Sunghir burial
Detail of one of the burials from Sunghir, in Russia. The new study sequenced the genomes of individuals from the site and discovered that they were, at most, second cousins, indicating that they had developed sexual partnerships beyond their immediate social and family group. Wikipedia Commons

Prehistoric humans appear to have recognised the dangers of inbreeding at least 34,000 years ago and developed surprisingly complex social and mating networks to avoid it, according to new research.

The study, published in the journal Science, analysed genetic information from the remains of anatomically modern humans who lived during a period when the first people from Africa settled in western Eurasia.

Their findings suggest that people deliberately searched for partners beyond their immediate family and were likely connected to a wide network of groups from which mates were chosen. This behaviour means the avoidance of inbreeding emerged at a surprisingly early stage in prehistory.

The researchers found complex and symbolic objects buried with the remains of these early humans suggesting that there were rituals, rules and ceremonies involved with the exchange of mates between groups. These could be interpreted as the precursor to modern marriage ceremonies and are similar to traditions still practised today by hunter-gatherer communities in many parts of the world.

There is a possibility, according to the authors of the study, that the early development of these complex mating systems could in part explain why humans thrived and Neanderthals did not. However, more evidence is needed to prove this hypothesis.

For the study, researchers from the University of Cambridge and the University of Copenhagen sequenced the genomes from the remains of four people from Sunghir, a famous Upper Paleolithic site in Russia, thought to have been inhabited around 34,000 years ago.

The remains at Sunghir are valuable sources of information because unusually for human fossils from this period, the people there appear to have lived at the same time and were buried together. However, the researchers were surprised to discover that they were not closely related in genetic terms; it's possible that at most they were second cousins.

"I think many researchers had assumed that the people of Sunghir were very closely related, especially the two youngsters from the same grave," said Professor Eske Willerslev, a senior author on the study.

Earliest Homo sapiens
A composite image of the earliest Homo sapiens skull found to date. Philipp Gunz, MPI EVA Leipzig

"What this means is that even people in the Upper Palaeolithic, who were living in tiny groups, understood the importance of avoiding inbreeding. The data that we have suggest that it was being purposely avoided. They must have developed a system for this purpose. If small hunter-gatherer bands were mixing at random, we would see much greater evidence of inbreeding than we have here."

Early humans and other hominins such as Neanderthals appear to have lived in small family units, but these small populations made inbreeding common. However, this ceased to be the case in modern humans at some point in history, although it is unclear when.

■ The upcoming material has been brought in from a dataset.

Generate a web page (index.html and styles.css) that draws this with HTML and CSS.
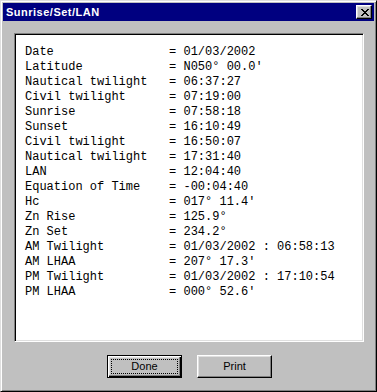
FILE: index.html
```html
<!DOCTYPE html>
<html>
<head>
<meta charset="utf-8">
<title>Sunrise/Set/LAN</title>
<link rel="stylesheet" href="styles.css">
</head>
<body>
<div class="window">
  <div class="titlebar">
    <span class="title">Sunrise/Set/LAN</span>
    <button class="close" type="button" aria-label="Close">
      <svg width="8" height="7" viewBox="0 0 8 7" shape-rendering="crispEdges"><path d="M0 0h2v1H0zM6 0h2v1H6zM1 1h2v1H1zM5 1h2v1H5zM2 2h4v1H2zM3 3h2v1H3zM2 4h4v1H2zM1 5h2v1H1zM5 5h2v1H5zM0 6h2v1H0zM6 6h2v1H6z" fill="#000"/></svg>
    </button>
  </div>
  <div class="client">
    <div class="panel">
<pre class="report">Date                = 01/03/2002
Latitude            = N050° 00.0'
Nautical twilight   = 06:37:27
Civil twilight      = 07:19:00
Sunrise             = 07:58:18
Sunset              = 16:10:49
Civil twilight      = 16:50:07
Nautical twilight   = 17:31:40
LAN                 = 12:04:40
Equation of Time    = -00:04:40
Hc                  = 017° 11.4'
Zn Rise             = 125.9°
Zn Set              = 234.2°
AM Twilight         = 01/03/2002 : 06:58:13
AM LHAA             = 207° 17.3'
PM Twilight         = 01/03/2002 : 17:10:54
PM LHAA             = 000° 52.6'</pre>
    </div>
    <div class="buttons">
      <button class="btn default" type="button"><span class="focus">Done</span></button>
      <button class="btn" type="button"><span class="label">Print</span></button>
    </div>
  </div>
</div>
</body>
</html>
```

FILE: styles.css
```css
html, body {
  margin: 0;
  padding: 0;
  background: #c0c0c0;
}

.window {
  box-sizing: border-box;
  width: 377px;
  height: 392px;
  background: #c0c0c0;
  border: 1px solid;
  border-color: #dfdfdf #000 #000 #dfdfdf;
  box-shadow: inset 1px 1px #fff, inset -1px -1px #808080;
  padding: 2px;
  display: flex;
  flex-direction: column;
}

.titlebar {
  height: 18px;
  flex: none;
  background: #000080;
  display: flex;
  align-items: center;
  justify-content: space-between;
  padding: 0 2px 0 3px;
}

.title {
  color: #fff;
  font-family: "Liberation Sans", Arial, sans-serif;
  font-weight: bold;
  font-size: 11px;
  letter-spacing: 0.5px;
  line-height: 14px;
}

.close {
  box-sizing: border-box;
  width: 16px;
  height: 14px;
  padding: 0 0 0 1px;
  margin: 0;
  background: #c0c0c0;
  border: 1px solid;
  border-color: #fff #000 #000 #fff;
  box-shadow: inset -1px -1px #808080, inset 1px 1px #dfdfdf;
  display: flex;
  align-items: center;
  justify-content: center;
}

.close svg {
  display: block;
}

.client {
  flex: 1;
  display: flex;
  flex-direction: column;
}

.panel {
  box-sizing: border-box;
  height: 309px;
  margin: 12px 10px 0 11px;
  background: #fff;
  border: 1px solid;
  border-color: #808080 #fff #fff #808080;
  box-shadow: inset 1px 1px #000, inset -1px -1px #dfdfdf;
  padding: 11px 0 0 10px;
}

.report {
  margin: 0;
  font-family: "Courier New", "Liberation Mono", monospace;
  font-size: 12px;
  line-height: 15px;
  color: #000;
}

.buttons {
  display: flex;
  justify-content: center;
  gap: 15px;
  margin-top: 13px;
  padding-left: 2px;
}

.btn {
  box-sizing: border-box;
  width: 75px;
  height: 23px;
  margin: 0;
  padding: 0;
  background: #c0c0c0;
  border: 1px solid;
  border-color: #fff #000 #000 #fff;
  box-shadow: inset -1px -1px #808080, inset 1px 1px #dfdfdf;
  font-family: "Liberation Sans", Arial, sans-serif;
  font-size: 11px;
  color: #000;
  display: flex;
  align-items: center;
  justify-content: center;
}

.btn.default {
  border: 1px solid #000;
  box-shadow: inset 1px 1px #fff, inset -1px -1px #000, inset -2px -2px #808080, inset 2px 2px #dfdfdf;
  padding: 3px;
}

.focus {
  box-sizing: border-box;
  flex: 1;
  align-self: stretch;
  border: 1px dotted #000;
  display: flex;
  align-items: center;
  justify-content: center;
  line-height: 13px;
}

.label {
  line-height: 13px;
}
```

"Small family bands are likely to have interconnected with larger networks, facilitating the exchange of people between groups in order to maintain diversity," said Professor Martin Sikora, from University of Copenhagen.

The people from Sunghir may have belonged to networks similar to those found in modern day hunter-gatherer cultures, such as some indigenous Australian and Native American societies. These people tend to live in fairly small groups of around 25 people while still being connected to a wider community of closer to 200, within which people can form partnerships.

"Most non-human primate societies are organised around single-sex kin where one of the sexes remains resident and the other migrates to another group, minimising inbreeding," said Professor Marta Mirazón Lahr, from the University of Cambridge.

"At some point, early human societies changed their mating system into one in which a large number of the individuals that form small hunter-gatherer units are non-kin. The results from Sunghir show that Upper Palaeolithic human groups could use sophisticated cultural systems to sustain very small group sizes by embedding them in a wide social network of other groups."